In Williams v. Anderson, supra, a case similar to the present one, this court reinstated a verdict in favor of the plaintiff where a cab driver who was making a right turn from the center lane struck a cyclist who, like Mr. Washington, was proceeding forward in the right lane. Reversing a decision by the trial judge, the court held that the question of contributory negligence was for the jury. Although Williams differs from the present case in that there was no indication in Williams that a car was parked in the curb lane, this distinction is not decisive.9 Mr. Washington testified here that he remained in the curb lane while he was passing the parked automobile. If he did — and we must assume for purposes of a motion for a directed verdict that his testimony was correct— then any difference between the two cases largely evaporates.

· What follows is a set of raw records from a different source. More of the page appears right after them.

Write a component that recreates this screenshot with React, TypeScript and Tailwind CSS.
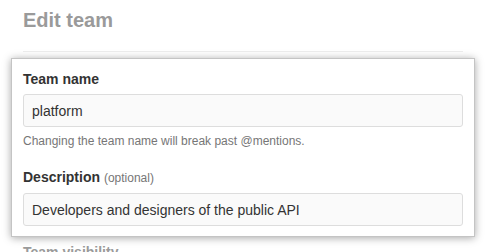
export default function App() {
  return (
    <div className="min-h-screen bg-white pl-[23px] pr-[24px] pt-[8px] font-['Liberation_Sans',Arial,sans-serif] overflow-hidden h-[252px]">
      <h1 className="text-[20px] leading-[25px] font-bold text-[#9a9a9a]">Edit team</h1>
      <div className="mt-[18px] h-px bg-[#eeeeee]" />

      {/* highlighted form card */}
      <div className="mt-[6px] -mx-[12px] border border-[#c4c4c4] bg-white px-[11px] pt-[10px] pb-[10px] shadow-[0_1px_8px_rgba(0,0,0,0.35)]">
        <label className="block text-[14px] leading-[20px] font-bold text-[#333]">Team name</label>
        <input
          readOnly
          value="platform"
          className="mt-[5px] block w-full h-[33px] rounded-[3px] border border-[#dddddd] bg-[#fafafa] px-[8px] text-[14px] text-[#333] outline-none"
        />
        <p className="mt-[5px] text-[12px] leading-[18px] text-[#767676]">
          Changing the team name will break past @mentions.
        </p>

        <label className="mt-[17px] block text-[14px] leading-[20px] font-bold text-[#333]">
          Description <span className="text-[12px] font-normal text-[#767676]">(optional)</span>
        </label>
        <input
          readOnly
          value="Developers and designers of the public API"
          className="mt-[5px] block w-full h-[33px] rounded-[3px] border border-[#dddddd] bg-[#fafafa] px-[8px] text-[14px] text-[#333] outline-none"
        />
      </div>

      <div className="mt-[5px] text-[14px] leading-[20px] font-bold text-[#9a9a9a]">Team visibility</div>
    </div>
  );
}
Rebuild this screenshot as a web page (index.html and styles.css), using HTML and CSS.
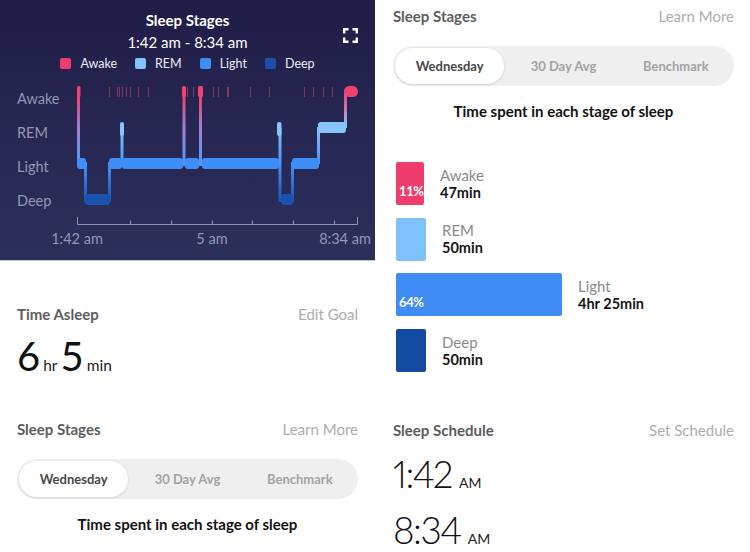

For the foregoing reasons, the motion for a directed verdict should have been denied, the defense evidence should have been heard, and the case should have been *552submitted to the jury. Accordingly, I respectfully dissent from the affirmance of the directed verdict in the defendants’ favor.
. At his pretrial deposition, Mr. Washington testified that he did not see the trash truck until it hit him. His subsequent responses to inquiries as to where he was when he first saw the vehicle were unspecific and contradictory.
. I agree with the majority that Judge Gardner did not abuse his discretion in granting the defendant a new trial following the first trial of the action. Rich v. District of Columbia, 410 A.2d 528, 535 (D.C.1979). As the court stated in Slatton v. Martin K. Eby Construction Co., Ltd., 506 F.2d 505, 508 n. 4 (8th Cir.1974), cert. denied, 421 U.S. 931, 95 S.Ct. 1657, 44 L.Ed.2d 88 (1975):
In its review of the evidence when passing upon a motion for a new trial, the trial court *548ís not limited to viewing the evidence in the light most favorable to the prevailing party. It may. weigh evidence, disbelieve witnesses, and grant a new trial even when there is substantial evidence to sustain the verdict. (Citations omitted.)
3. In his brief to this court, at p. 1, counsel likewise stated that "[i]t is also remarkable that the evidence adduced by Plaintiff was similar in all respects in both trials.”
4. In fact, the defense case was, if anything, substantially stronger when Judge Gardner denied the defendant’s motion for judgment notwithstanding the verdict than when Judge Suda ruled, because a disinterested observer had testified unfavorably to Washington at the first trial but had not yet been heard at the second.
. In determining whether the doctrine of the "law of the case” applies, "the analysis focuses on whether the question initially decided is substantially the same as the issue being presented and whether the court’s first ruling was deemed to be final.” Gordon v. Raven Systems & Research, Inc., 462 A.2d 10, 12 (D.C.1983) (emphasis added). It is noteworthy that defense counsel in the present case used the term "substantially the same” in comparing the record as to liability developed at the first and second trials. It does not appear, however, that the doctrine of the law of the case was urged upon the trial court. See D.D. v. M.T., 550 A.2d 37, 48 (D.C. 1988).
."Judges of the same district court customarily follow a previous decision of a brother [or sister] judge upon the same question except in unusual or exceptional circumstances.” Buna v. Pacific Far East Line, Inc., 441 F.Supp. 1360, 1365 (N.D.Cal.1977). "The rule that judges of coordinate jurisdiction sitting in the same court should not overrule each other on similar issues of law is inextricably woven into the warp and woof of the judicial fabric of this circuit." In re Petition of Marko Terzich, 153 F.Supp. 651, 653 (W.D.Pa.1957), aff’d, 256 F.2d 197 (3d Cir.), cert. denied, 358 U.S. 843, 79 S.Ct. 66, 3 L.Ed.2d 77 (1958). See also In re Gregory M., 108 Daily Wash.L.Rptr. 1373, 1378-79 (Super.Ct.D.C.1980) (Superior Court judges should ordinarily follow each other’s decisions).
. I do not construe the testimony about whether the directional signal on the truck was activated quite as my colleagues read it. Mr. Washington initially testified that he did not see a turn signal, and that "I don't think that trash truck had his signals on.” He acknowledged that he did not look to see whether the directional signal had been activated, and that he was not paying attention to the signal. Id. One way to read this recitation is to conclude that Mr. Washington had no idea whether the blinker was blinking, and that what he thought about the matter was therefore irrelevant. Construed in the light most favorable to the plaintiff, however, I think that Mr. Washington's testimony as a whole could support the thesis that the driver probably did not turn on his signal, because Mr. Washington would have noticed it if it had been blinking.
. My colleagues imply, maj. op. at 546-547, that Mr. Washington assumed that the truck driver would not make a right turn at all, and apparently view such an assumption as compelling evidence of contributory negligence. That is not a fair reading of Mr. Washington’s testimony. He stated that he did not think the driver would turn right “while I was right on the next building [sic] on the other side." Even assuming that ambiguity exists on that score — and I do not think it does — it must be resolved, in the context of a motion for directed verdict, in favor of Mr. Washington as the non-moving party.
. For reasons explained at p. 550, supra, Williams cannot be distinguished on the ground that Mr. Washington failed to anticipate the truck driver's right turn. If the evidence is viewed, as it must be, in the light most favorable to the plaintiff, the testimony on that issue falls far short of establishing contributory negligence as a matter of law.